1

scheme自举

 3 years ago
source link: https://www.zenlife.tk/bootstrap-scheme.md
Go to the source link to view the article. You can view the picture content, updated content and better typesetting reading experience. If the link is broken, please click the button below to view the snapshot at that time.
neoserver,ios ssh client

scheme自举

2015-02-16

编译器自举是什么意思?以scheme为例,最初的scheme编译器肯定没法用scheme语言写,可能用c或者其它写成。等有了第一个编译器以后,就可以用scheme写了。如果一门语言的编译器用这门语言自身编写,并且能够跑起来,就算能够自举了(Go语言的1.5版正在搞自举呢,题外话)。

无聊又在写scheme编译器玩。这次我想用scheme语言写编译器部分,生成字节码输出。再用C语言写一个字节码的虚拟机。等这两部分都弄好了,编译scheme的代码,生成字节码跟虚拟机拼起来,就可以得到一个不依赖外部scheme的编译器了。也就是,可以实现自举。

关于写编译器、解释器,以前也各种折腾过,总是没有做出令自己比较满意的结果。究其原因,写一个很基本的demo并不难,但是处理复杂的语言规范的细枝未节,实现一些高级的语言特征,自己的精力和水平都不行。

这次把目标定低,只玩自举,不求高大上。首先是虚拟机这边,暂时先不要搞垃圾回收,这样可以少死很多脑细胞。JIT什么的了,想都不要去想,性能不是现在考虑的。还有就是虚拟机的体系结构也不必要按标准的来,因为scheme的闭包以及continuation,若是采用c的那套体系结构,要在虚拟机这边做trampoline一类的技术,编译器那边也要对自由变量做lambda lifting,还有CPS变换,会很伤脑细胞。不按标准硬件结构来,设置一个环境寄存器,简单很多。

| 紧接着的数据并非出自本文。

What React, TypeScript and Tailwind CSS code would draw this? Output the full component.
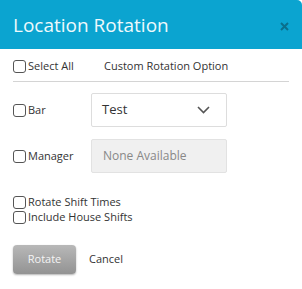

然后是scheme写编译器,尽量用简单语法写,为了自举而采用一个折中。代码不要用宏语法,因为暂时不打算实现宏。call/cc也是暂时用不到并且暂时不会实现的。有些语法会很好用,但实现略难,那么写代码时就尽量避开这种语法,总之,使实现自举的代价最低。

接下来看看其中一些关键字的语法。

对于define,暂时不支持内部define。因为实现内部define要在编译的第一步做一个重写,类似下面的变换:

(define a 3) => ((lambda (a) (set! a 3)) #f)

我太懒了,宁愿不要用到内部define。全局define还是必须要的,否则写代码太痛苦了。

let是要的。let的变种很多,从最基本的let,循环的let语法,以及let*和letrec等。都可以手动做一个类似宏的重写。比如基本的let变换:

(let ((a 1) (b 3)) (+ a b)) => ((lambda (a b) (+ a b)) 1 3)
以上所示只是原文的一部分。